The term gained significant recognition, becoming Macquarie Dictionary’s Australian Word of the Year in 2024 and spreading globally as a catchall for declining trust and functionality in digital services.
Real-World Examples
- Facebook: Initially a great social network, Facebook shifted from a platform focused on user connections to one dominated by sponsored content and algorithmic manipulation. The experience for users and publishers eroded as the company prioritized ad revenue over organic engagement.
- Amazon: Once lauded for low prices and wide selection, Amazon now often features less organic search results, prioritizes sponsored listings, and its interface is cluttered with promotions and paid placements.
- Google Search: Where users previously got direct, high-quality answers, now many are confronted with ads, AI-generated content, and information buried beneath paid results or algorithmic summaries.
- Uber: Started with subsidized ride prices and driver incentives but, once a duopoly was achieved, increased prices and decreased driver earnings—deteriorating the service for both sides of the market.
- Duolingo: Shifted from a learning-focused app to emphasizing gamified engagement features (badges, streaks, leaderboards), which can distract from genuine progress and learning.
- Unity (Game Engine): Proposed retroactive licensing fee changes for developers, jeopardizing longtime users and leading to a mass exodus as creators sought alternatives.
Enshittification in Detail
- Initial Focus on User Value
- Platforms launch by offering high-quality products or services to attract users.
- Early features are designed to maximize user satisfaction, accessibility, and trust.
- Shift Toward Monetization
- Once a critical user base is achieved, platforms begin prioritizing revenue generation.
- Changes include:
- Introduction of ads and sponsored content.
- Promotion of paid features and subscriptions.
- Algorithms are adjusted to favor revenue-generating material over organic or community-driven content.
- Business Customer Prioritization
- Platforms increasingly cater to advertisers, sellers, or other business customers.
- User experience suffers as:
- Sponsored listings crowd out genuine search results (e.g., Amazon or Google).

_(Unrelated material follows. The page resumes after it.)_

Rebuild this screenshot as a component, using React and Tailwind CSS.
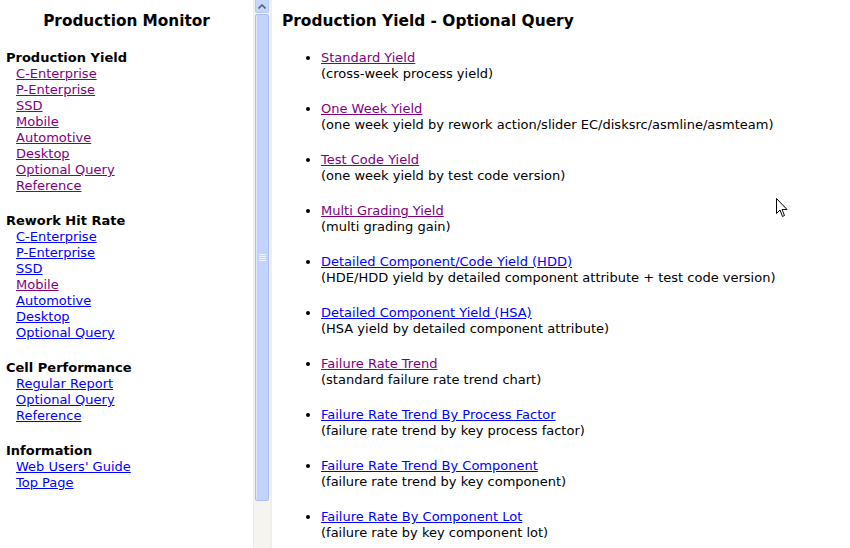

- Feeds and interfaces become cluttered with promotions and less relevant content.
- Lock-In and Exploitation
- With a duopoly or monopoly in place, user and business customer lock-in is exploited.

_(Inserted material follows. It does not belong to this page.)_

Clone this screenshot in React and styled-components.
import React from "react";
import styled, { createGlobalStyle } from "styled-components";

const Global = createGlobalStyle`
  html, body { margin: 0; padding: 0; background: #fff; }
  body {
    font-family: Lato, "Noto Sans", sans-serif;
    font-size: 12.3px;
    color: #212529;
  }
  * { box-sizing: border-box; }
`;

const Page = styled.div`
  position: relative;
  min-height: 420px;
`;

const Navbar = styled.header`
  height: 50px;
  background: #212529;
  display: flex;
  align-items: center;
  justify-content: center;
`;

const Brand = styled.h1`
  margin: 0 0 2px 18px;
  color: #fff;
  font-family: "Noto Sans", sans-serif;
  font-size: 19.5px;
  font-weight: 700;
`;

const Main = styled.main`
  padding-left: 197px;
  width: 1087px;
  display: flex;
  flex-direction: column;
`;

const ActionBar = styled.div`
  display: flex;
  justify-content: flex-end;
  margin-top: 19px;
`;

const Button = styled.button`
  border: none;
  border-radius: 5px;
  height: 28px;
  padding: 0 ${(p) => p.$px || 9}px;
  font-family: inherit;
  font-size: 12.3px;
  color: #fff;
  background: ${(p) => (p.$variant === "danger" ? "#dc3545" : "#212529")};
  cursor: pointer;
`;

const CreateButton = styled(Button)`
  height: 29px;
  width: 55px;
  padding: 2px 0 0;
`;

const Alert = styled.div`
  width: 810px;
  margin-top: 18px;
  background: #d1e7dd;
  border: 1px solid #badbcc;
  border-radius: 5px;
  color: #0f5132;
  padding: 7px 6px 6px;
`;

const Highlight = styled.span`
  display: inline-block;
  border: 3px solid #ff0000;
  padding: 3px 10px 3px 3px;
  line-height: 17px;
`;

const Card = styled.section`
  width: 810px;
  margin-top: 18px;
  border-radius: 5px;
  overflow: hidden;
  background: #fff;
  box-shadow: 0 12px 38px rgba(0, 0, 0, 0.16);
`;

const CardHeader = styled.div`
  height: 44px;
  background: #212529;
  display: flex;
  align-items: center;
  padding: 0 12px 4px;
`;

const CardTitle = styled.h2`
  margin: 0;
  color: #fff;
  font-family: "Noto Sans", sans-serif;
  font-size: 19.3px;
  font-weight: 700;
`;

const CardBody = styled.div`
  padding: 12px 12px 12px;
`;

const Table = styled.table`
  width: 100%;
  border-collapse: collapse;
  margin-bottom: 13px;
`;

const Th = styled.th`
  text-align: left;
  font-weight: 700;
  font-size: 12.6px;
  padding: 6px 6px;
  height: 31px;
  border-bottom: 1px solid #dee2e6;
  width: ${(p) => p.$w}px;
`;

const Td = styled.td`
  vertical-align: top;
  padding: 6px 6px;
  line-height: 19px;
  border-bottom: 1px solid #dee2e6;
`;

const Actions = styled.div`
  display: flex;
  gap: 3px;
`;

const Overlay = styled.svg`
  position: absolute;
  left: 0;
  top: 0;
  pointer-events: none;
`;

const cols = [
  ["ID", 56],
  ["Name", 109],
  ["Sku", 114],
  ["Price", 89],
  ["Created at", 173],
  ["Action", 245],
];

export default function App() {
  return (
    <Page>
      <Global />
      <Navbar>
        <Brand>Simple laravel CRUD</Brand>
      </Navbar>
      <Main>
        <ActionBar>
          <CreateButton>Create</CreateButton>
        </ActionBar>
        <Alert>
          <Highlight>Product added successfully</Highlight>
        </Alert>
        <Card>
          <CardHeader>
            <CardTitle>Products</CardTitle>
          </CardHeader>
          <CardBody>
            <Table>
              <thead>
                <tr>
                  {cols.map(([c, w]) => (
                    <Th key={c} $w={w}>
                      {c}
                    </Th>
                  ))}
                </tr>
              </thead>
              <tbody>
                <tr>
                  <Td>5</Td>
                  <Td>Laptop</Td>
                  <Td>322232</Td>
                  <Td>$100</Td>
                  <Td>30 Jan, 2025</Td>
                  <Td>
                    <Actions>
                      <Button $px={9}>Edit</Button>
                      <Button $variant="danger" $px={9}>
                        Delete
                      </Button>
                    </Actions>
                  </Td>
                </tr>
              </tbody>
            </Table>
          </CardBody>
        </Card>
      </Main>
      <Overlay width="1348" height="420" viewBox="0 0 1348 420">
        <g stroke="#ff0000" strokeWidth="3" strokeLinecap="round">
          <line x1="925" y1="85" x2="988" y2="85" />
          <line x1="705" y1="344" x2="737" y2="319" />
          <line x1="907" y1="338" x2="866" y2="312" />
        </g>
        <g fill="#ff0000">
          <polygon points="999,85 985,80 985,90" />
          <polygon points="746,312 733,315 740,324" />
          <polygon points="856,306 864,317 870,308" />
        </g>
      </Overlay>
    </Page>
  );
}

- Platforms introduce restrictive policies:
- Reducing interoperability or data portability.
- Imposing new fees or retroactive charges (e.g., Unity’s developer licensing changes).

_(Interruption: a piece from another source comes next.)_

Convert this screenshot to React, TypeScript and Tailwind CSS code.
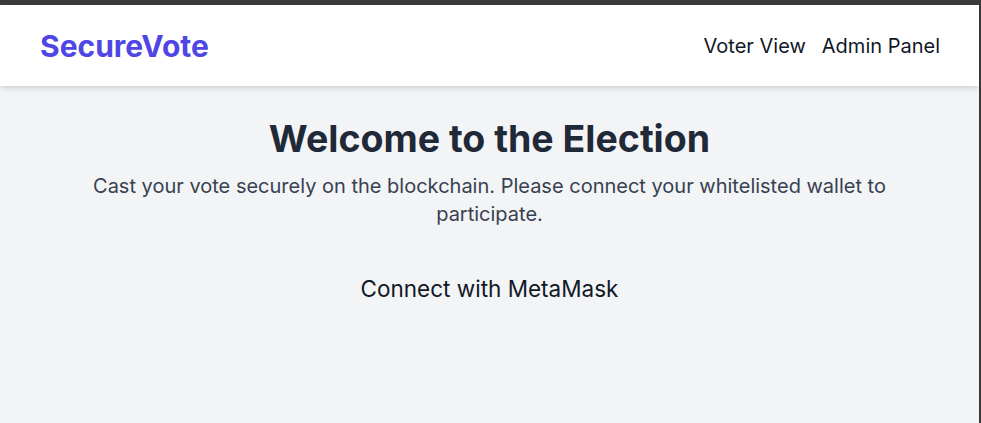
export default function App() {
  return (
    <div
      className="flex h-[423px] w-[981px] flex-col overflow-hidden bg-[#3a3a3a]"
      style={{ fontFamily: 'Inter, "Noto Sans", sans-serif' }}
    >
      <div className="mt-[5px] mr-[2px] flex flex-1 flex-col bg-[#f3f4f6]">
        <header className="relative z-10 flex h-[81px] items-center justify-between bg-white pl-10 pr-[39px] shadow-md">
          <h1 className="text-3xl font-bold text-[#4f46e5]">SecureVote</h1>
          <nav className="flex gap-4 text-xl text-[#111827]">
            <a href="#">Voter View</a>
            <a href="#">Admin Panel</a>
          </nav>
        </header>
        <main className="flex flex-col items-center px-8 pt-[33px] text-center">
          <h2 className="text-[37.5px] leading-10 font-bold text-[#1f2937]">Welcome to the Election</h2>
          <p className="mt-[13px] max-w-[820px] text-xl leading-7 text-[#374151]">
            Cast your vote securely on the blockchain. Please connect your whitelisted wallet to
            participate.
          </p>
          <button className="mt-[47px] text-[22.5px] leading-7 text-[#111827]">Connect with MetaMask</button>
        </main>
      </div>
    </div>
  )
}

- Making it harder for users to leave the service or transfer their data.
- Degraded Core Experience
- Over time, the original product loses its appeal and functionality:
- Useful features are removed or placed behind paywalls.
- Excessive ads and algorithmic manipulation obscure relevant content.
- Customer service declines, and trust erodes.
- Customer Reaction
- Users grow frustrated, disengage, or migrate to alternatives.
- Negative press, social media complaints, and collective pushback often follow.
Customer Reactions
Customer responses to enshittification are typically negative and involve:
- Frustration and Disengagement: Users complain about cluttered interfaces, excessive ads, and diminishing utility.
- Attempts to Exit or Replace: Customers seek alternatives, start movements to migrate platforms, or form online coalitions to push back.
- Loss of Trust: Users are less likely to recommend enshittified services, leading to lasting brand damage.
- Public Outcry and Criticism: Social media is rife with posts lamenting how products ‘used to be great,’ and some platforms see collective boycotts or negative press.
Mitigation Strategies For Businesses
Experts and advocates suggest several ways to counteract enshittification:
- Uphold User-Centric Design: Resist short-term optimization for revenue; focus on real, sustainable user value and trust.
- End-to-End Principle: Ensure platforms respond to user input, rather than opaque algorithmic manipulation aimed at profit maximization.
- Right of Exit & Interoperability: Allow users and businesses to leave platforms easily without losing data, reducing lock-in.
- Breaking Up Monopolies: Counter consolidation by enforcing antitrust laws to increase competition and incentive for quality.
- Revise Incentives and Metrics: Shift away from metrics that solely focus on conversion or ad revenue toward those that reward user retention and satisfaction.
- Community and Coalition Building: Foster user advocacy groups to push for better standards and responsible tech policies.
- Transparent Governance: Open decision-making and feedback channels with users can help build trust and accountability in product changes.
Mitigation Strategies for Users or Customers
Essential indicators to watch for:
- More Interruptive Ads: A sudden or gradual surge of advertisements or sponsored placements that disrupt usability or overshadow original content.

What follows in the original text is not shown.